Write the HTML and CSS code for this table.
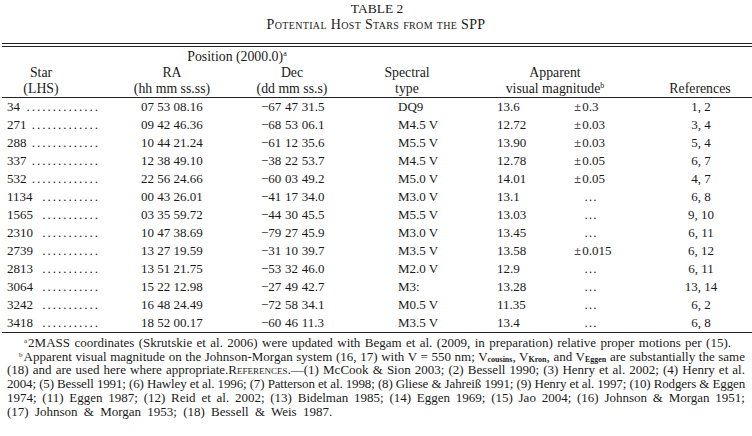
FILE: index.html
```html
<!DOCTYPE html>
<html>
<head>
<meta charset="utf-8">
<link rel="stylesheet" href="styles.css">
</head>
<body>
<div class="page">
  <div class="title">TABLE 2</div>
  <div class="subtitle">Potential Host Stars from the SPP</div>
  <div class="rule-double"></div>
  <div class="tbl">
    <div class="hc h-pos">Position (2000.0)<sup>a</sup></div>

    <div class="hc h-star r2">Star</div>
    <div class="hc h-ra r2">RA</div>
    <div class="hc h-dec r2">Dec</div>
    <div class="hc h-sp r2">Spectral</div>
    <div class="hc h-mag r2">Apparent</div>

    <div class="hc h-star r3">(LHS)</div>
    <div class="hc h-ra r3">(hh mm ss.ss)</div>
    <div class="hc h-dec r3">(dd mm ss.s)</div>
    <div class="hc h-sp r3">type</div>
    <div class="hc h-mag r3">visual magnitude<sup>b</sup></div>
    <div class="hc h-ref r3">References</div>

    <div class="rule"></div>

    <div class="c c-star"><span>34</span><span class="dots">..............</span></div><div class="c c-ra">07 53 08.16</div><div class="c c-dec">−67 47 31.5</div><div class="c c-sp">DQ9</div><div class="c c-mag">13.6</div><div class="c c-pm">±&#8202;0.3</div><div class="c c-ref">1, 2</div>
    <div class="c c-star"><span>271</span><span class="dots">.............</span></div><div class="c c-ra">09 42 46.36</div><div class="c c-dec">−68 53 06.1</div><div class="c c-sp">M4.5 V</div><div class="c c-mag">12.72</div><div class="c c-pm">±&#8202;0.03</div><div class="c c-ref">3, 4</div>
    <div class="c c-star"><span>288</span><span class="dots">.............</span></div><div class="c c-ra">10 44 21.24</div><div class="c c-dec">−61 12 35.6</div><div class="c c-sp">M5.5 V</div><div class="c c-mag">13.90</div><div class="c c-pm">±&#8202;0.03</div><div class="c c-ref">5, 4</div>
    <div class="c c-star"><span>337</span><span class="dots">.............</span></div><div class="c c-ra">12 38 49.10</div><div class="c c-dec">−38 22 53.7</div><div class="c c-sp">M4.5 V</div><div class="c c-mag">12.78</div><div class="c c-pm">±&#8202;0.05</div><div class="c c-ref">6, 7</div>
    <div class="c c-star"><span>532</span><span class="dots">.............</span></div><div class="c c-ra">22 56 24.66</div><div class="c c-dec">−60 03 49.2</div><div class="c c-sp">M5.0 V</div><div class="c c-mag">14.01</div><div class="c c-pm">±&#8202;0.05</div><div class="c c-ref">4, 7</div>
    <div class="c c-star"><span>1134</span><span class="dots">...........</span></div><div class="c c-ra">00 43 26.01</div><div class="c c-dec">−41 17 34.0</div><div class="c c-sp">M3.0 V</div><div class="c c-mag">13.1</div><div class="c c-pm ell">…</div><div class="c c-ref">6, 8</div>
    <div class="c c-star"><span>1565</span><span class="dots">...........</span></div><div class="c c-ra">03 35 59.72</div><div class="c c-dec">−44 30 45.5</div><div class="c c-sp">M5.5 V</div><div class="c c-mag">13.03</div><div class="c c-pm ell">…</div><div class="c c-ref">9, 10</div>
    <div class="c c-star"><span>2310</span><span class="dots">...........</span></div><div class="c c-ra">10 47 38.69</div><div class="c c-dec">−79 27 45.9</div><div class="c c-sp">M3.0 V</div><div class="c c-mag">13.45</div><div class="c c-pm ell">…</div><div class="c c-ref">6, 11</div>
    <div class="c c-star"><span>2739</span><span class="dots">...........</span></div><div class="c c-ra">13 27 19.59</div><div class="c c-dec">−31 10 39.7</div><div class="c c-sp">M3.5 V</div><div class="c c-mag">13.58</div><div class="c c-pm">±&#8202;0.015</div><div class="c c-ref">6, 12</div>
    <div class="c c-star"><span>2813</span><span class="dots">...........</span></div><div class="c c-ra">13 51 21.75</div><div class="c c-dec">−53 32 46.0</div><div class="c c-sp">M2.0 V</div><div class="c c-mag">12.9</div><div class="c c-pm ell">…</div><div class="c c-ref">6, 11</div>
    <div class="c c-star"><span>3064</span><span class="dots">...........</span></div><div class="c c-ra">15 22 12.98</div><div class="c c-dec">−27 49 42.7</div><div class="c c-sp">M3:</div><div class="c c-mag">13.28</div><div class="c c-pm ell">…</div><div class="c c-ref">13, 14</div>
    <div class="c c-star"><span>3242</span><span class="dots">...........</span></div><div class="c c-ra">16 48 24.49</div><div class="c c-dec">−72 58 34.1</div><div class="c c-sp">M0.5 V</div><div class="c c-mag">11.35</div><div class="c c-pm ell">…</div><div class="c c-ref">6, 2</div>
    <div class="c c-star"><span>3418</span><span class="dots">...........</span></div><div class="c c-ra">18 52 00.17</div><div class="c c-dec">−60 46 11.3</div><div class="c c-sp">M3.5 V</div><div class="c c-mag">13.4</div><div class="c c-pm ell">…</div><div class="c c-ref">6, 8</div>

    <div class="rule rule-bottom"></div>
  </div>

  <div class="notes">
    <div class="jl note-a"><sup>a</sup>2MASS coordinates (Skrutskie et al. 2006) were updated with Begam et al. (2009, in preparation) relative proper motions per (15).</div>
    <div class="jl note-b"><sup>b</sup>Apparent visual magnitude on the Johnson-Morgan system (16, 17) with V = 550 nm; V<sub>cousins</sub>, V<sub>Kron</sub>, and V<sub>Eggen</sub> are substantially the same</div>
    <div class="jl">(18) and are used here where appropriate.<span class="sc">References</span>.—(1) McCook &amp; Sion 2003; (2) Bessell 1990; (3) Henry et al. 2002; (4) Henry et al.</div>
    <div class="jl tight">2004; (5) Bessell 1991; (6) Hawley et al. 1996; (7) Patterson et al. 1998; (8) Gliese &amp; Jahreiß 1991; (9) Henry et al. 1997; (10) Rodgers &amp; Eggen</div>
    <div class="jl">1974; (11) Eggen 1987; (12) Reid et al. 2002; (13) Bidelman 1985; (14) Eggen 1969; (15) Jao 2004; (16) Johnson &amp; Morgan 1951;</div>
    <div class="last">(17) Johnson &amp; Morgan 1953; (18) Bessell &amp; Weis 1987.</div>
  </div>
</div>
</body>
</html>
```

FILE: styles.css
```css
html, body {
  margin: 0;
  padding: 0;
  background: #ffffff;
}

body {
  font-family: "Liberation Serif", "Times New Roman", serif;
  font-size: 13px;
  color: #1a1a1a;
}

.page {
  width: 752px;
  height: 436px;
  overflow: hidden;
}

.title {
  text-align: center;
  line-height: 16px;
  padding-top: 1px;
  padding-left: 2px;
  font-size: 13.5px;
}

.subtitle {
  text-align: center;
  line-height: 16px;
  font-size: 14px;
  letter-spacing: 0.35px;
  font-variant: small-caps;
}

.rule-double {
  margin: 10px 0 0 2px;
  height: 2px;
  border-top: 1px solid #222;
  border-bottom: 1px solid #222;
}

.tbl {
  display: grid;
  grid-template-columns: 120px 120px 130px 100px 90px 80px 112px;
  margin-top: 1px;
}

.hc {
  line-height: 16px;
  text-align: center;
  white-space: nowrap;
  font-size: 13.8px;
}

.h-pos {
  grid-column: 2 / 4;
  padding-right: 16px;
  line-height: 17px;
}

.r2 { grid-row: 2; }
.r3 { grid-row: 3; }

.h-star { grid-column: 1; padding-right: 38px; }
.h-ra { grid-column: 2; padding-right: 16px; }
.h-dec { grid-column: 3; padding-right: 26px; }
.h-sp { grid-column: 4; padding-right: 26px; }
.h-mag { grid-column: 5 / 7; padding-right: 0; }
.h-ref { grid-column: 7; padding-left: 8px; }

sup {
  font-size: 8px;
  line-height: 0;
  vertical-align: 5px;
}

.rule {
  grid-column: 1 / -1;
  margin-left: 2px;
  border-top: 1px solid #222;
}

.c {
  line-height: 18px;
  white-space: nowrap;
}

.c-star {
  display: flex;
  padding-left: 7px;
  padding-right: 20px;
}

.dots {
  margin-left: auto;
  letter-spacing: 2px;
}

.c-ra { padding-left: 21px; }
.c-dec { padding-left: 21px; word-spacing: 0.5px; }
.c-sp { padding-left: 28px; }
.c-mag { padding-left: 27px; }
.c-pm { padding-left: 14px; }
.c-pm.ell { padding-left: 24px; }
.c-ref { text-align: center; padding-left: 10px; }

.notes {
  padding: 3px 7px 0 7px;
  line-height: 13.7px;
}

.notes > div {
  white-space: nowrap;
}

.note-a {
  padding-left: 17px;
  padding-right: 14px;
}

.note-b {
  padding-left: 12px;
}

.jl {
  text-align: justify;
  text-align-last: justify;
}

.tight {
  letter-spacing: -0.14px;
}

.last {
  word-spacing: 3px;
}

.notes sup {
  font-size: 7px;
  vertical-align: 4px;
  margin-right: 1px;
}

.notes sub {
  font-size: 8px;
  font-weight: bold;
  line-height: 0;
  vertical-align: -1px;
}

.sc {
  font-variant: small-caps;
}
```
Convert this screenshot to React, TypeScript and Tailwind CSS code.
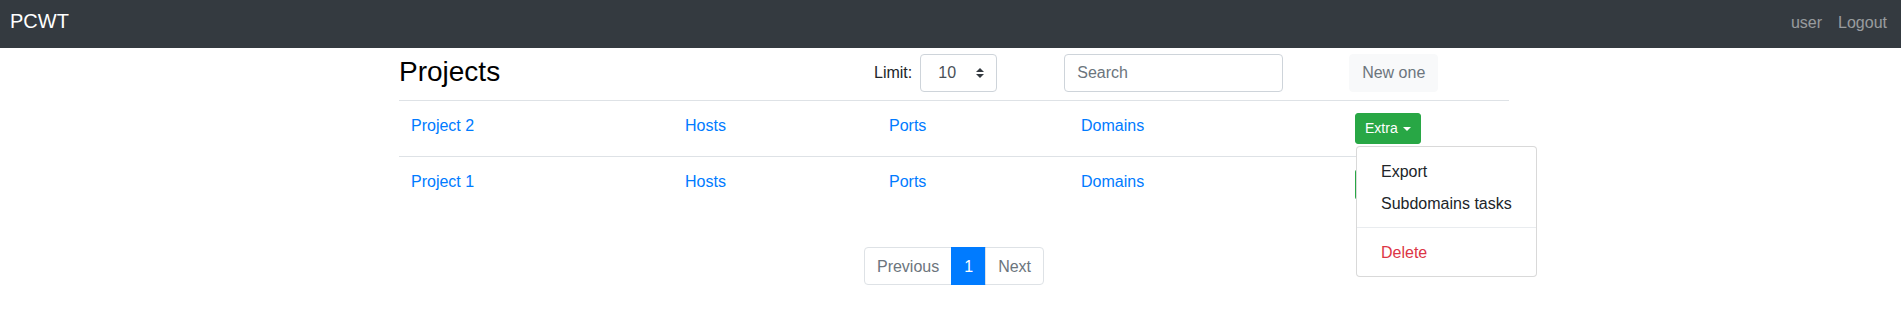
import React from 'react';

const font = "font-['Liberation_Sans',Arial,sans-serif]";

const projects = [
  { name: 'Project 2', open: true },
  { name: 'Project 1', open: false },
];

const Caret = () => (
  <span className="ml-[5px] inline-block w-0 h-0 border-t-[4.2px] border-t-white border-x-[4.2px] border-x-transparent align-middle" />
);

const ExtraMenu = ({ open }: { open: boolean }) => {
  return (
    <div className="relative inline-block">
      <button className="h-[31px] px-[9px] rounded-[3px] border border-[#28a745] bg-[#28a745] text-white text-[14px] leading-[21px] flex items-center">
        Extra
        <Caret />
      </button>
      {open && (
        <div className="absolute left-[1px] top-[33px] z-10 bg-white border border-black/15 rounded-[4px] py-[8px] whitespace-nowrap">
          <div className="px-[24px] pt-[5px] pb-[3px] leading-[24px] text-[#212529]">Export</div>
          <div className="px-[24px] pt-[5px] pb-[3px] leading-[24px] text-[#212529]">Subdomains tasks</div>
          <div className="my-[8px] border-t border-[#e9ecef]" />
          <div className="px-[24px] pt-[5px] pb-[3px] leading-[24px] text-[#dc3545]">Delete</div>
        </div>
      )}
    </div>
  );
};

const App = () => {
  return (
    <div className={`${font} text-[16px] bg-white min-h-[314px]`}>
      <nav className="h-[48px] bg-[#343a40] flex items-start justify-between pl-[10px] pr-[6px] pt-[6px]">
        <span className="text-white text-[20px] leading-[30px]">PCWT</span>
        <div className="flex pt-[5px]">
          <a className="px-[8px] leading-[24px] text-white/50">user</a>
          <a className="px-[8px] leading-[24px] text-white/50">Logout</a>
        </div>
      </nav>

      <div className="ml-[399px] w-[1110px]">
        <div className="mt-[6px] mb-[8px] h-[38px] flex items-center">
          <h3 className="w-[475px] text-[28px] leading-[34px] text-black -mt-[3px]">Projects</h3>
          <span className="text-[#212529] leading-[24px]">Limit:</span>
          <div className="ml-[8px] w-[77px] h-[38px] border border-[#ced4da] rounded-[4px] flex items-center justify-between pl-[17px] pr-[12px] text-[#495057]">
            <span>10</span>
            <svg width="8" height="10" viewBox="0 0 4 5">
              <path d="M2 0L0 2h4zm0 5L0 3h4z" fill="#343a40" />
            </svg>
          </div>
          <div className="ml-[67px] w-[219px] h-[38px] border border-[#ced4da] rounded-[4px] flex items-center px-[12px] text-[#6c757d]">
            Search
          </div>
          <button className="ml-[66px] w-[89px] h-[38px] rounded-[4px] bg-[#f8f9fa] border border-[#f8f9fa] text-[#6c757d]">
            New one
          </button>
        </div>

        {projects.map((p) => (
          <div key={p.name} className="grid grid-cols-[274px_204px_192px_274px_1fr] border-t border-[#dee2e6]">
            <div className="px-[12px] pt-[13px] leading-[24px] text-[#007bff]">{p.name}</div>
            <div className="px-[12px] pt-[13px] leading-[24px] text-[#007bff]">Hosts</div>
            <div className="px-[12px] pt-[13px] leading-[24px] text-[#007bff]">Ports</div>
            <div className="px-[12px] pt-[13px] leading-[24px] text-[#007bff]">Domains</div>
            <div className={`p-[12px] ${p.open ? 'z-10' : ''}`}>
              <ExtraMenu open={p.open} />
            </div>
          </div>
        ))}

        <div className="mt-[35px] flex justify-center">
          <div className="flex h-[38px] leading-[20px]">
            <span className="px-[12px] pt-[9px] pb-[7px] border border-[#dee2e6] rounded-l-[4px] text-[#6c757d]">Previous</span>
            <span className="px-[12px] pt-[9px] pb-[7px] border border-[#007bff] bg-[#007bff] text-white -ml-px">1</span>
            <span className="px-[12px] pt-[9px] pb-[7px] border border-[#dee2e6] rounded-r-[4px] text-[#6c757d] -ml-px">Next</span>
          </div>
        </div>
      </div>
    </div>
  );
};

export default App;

**SHORT PROBLEM**
Extract each line holding the word "code" from the records.

**EXERCISE ANSWER**
Write the HTML and CSS code for this table.
Convert this screenshot to React, TypeScript and Tailwind CSS code.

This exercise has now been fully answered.